19 de março de 2023

Pinguim

Os convivas indagavam antros interiores com a mesma implacabilidade com que a música das palavras constelava a mais inexprimível alegria. Espaços estendiam-se em busca de outros espaços, ardores estendiam-se em busca da partilha e da solidão. É por isso que certas coisas, livres e transcendentes, ocorrem em cheio na impossibilidade de as situar. Às duas da manhã, cantávamos o Cançoninho todos juntos, em círculo, de braços pousados nos ombros dos sobreviventes da madrugada. Mesmo se virgens daquelas andanças, podíamos ir até lá, devagar, a passo reticente de intruso, alguém levantava o braço para nos abrir espaço e encaixávamos no elo humano a fingir as palavras que não sabíamos.
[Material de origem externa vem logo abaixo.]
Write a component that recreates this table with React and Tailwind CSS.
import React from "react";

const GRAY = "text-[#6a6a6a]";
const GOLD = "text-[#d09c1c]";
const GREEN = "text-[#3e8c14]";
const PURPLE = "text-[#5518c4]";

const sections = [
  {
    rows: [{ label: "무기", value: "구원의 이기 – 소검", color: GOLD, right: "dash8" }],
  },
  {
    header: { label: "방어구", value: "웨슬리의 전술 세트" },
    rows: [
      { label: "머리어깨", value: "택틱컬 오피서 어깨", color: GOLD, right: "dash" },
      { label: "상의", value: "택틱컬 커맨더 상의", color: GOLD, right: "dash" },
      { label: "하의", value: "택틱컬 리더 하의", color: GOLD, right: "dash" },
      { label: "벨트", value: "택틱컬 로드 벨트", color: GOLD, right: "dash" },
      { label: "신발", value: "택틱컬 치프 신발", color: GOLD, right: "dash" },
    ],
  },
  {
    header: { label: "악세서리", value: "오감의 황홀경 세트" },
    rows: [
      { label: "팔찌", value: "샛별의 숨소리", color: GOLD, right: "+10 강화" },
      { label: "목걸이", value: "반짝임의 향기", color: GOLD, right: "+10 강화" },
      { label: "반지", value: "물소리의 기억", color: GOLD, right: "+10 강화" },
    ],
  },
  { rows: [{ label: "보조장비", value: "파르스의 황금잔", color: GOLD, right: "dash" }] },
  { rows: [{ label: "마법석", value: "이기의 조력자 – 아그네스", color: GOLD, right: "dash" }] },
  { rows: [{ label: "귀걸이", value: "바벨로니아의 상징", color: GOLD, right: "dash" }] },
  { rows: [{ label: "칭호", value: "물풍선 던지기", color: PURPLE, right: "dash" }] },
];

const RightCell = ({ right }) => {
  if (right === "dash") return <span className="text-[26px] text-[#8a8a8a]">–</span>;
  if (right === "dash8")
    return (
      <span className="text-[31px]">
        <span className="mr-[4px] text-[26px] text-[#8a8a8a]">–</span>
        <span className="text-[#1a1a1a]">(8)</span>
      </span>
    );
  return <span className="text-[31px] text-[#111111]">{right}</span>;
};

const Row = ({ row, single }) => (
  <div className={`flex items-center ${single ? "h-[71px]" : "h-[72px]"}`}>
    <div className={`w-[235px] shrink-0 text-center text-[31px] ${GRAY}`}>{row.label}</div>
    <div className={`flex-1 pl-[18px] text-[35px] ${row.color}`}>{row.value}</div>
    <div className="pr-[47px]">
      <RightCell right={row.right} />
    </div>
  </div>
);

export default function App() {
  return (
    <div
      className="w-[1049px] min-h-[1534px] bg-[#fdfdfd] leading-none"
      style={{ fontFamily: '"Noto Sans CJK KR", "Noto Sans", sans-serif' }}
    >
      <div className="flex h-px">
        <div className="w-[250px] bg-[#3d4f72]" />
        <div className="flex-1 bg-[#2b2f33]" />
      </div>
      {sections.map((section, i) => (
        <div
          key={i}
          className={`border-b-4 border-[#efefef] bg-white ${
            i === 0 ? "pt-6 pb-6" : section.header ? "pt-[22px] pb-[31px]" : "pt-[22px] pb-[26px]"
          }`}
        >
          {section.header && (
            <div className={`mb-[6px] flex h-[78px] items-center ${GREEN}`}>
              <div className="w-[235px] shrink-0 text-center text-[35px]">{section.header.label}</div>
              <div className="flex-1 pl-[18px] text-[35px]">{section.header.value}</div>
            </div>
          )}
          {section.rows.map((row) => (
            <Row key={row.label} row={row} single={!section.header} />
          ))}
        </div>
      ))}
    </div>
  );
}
As iminentes gargalhadas não se distinguiam da comoção. Como não sei. Algum segredo impartilhável todos ali partilhavam. Já não íamos ao Pinguim há uns anos. O que reencontrámos ontem ? A irrepetição? É inútil perseguir a memória. Talvez o modus litúrgico venha cedendo ao formalismo. Talvez a poesia venha envelhecendo junto com o resto. O vinho, porém, permanece indecifrável dentro do seu igual. Ao menos o vinho.